Not surprisingly, the production values of the newer version are superior to the original (better sets, costuming, music, etc.), but the most noticeable difference is its length. The original was just over two hours, while the newer film is closer to three (and that, I think, was one of its failings).
Close and Stuart are among my favorite actors and they give wonderful performances in this film (as do the entire cast), but I couldn’t help comparing them to their larger-than-life predecessors and feeling that they just didn’t quite get it right. Don’t get me wrong, the movie is spectacular and there’s technically nothing wrong with it (except maybe its length), but I have to say that I liked the original version better.
My Score (out of 10): 7.5
The other film of the weekend was Neil Gaiman’s fantasy, Stardust.
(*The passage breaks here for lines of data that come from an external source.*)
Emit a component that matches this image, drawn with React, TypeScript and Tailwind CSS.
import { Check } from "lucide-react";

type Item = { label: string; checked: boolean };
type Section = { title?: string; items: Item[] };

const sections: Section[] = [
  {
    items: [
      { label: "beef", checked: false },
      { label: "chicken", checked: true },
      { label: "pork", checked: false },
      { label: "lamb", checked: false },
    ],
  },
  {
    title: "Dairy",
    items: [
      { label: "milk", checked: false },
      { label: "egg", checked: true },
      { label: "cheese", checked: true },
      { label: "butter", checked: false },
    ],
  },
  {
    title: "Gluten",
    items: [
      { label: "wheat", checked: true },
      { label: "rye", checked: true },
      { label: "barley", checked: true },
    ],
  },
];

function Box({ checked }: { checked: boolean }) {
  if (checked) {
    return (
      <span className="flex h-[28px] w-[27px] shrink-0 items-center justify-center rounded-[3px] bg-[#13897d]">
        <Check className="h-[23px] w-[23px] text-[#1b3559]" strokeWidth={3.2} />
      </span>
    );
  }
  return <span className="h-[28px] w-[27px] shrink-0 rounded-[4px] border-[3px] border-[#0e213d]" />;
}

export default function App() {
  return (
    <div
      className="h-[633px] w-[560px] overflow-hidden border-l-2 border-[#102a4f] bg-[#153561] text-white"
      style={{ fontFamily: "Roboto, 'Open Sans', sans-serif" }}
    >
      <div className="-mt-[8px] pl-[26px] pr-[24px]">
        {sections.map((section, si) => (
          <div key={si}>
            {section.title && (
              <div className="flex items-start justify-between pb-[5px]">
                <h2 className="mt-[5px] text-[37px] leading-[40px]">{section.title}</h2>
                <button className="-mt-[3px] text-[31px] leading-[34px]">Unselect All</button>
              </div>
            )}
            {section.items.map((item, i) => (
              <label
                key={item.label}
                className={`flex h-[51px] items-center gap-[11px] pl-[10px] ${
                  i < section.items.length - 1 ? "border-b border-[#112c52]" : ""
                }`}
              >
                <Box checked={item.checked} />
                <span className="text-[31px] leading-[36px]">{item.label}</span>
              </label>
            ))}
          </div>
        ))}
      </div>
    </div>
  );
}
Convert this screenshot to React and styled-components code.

I went into the theater as a blank canvas; I knew nothing about it beyond the bare bones I just laid out in my first sentence. But I love fantasy, and there were some impressive names attached (Michelle Pfeiffer and Robert DeNiro being the biggest), so I was curious to see what it was all about.
Magical. Charming. Heartwarming. Delightful. The film is all of these things and more. Stardust is visually stunning and beautiful, with a well-paced plot that sweeps you along on a wild adventure. Since part of the enjoyment, for me, was not knowing what was coming next, I won’t say another word. Except: Go see this film!